# AIM
Exactly the lines from the start of the data below through the line that contains "import React from 'react';" are to be copied, with pictures left out.

#### SOURCE EXCERPT

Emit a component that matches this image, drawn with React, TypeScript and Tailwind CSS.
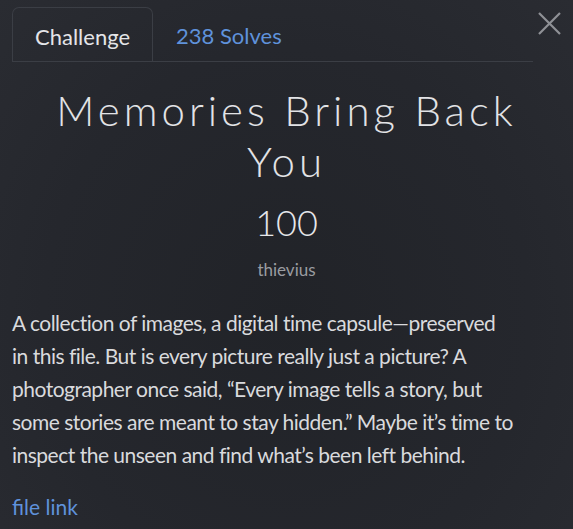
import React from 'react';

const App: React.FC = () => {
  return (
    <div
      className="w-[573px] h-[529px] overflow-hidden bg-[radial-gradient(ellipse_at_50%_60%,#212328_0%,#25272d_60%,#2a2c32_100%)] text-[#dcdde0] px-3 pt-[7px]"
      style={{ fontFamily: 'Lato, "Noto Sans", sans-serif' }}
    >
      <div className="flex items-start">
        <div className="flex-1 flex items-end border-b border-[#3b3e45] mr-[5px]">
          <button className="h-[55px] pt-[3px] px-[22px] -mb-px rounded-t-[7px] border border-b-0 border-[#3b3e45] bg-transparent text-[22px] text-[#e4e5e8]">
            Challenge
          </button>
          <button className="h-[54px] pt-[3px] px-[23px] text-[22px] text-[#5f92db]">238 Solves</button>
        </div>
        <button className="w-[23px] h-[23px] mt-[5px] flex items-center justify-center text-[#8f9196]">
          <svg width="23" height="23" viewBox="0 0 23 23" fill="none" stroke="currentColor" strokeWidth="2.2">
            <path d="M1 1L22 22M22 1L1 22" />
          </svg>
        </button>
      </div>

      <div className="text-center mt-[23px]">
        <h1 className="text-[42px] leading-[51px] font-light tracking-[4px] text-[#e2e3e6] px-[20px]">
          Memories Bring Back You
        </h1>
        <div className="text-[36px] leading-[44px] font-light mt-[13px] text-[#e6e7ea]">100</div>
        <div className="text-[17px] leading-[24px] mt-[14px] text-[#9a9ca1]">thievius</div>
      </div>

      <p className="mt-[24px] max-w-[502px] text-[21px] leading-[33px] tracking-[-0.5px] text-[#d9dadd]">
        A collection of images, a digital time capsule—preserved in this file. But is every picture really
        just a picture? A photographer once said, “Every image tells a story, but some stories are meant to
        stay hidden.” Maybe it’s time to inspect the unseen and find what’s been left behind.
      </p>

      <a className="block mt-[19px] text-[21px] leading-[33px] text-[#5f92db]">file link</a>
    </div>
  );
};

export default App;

########

# FINISHED EXERCISE
Emit a component that matches this image, drawn with React, TypeScript and Tailwind CSS.
import React from 'react';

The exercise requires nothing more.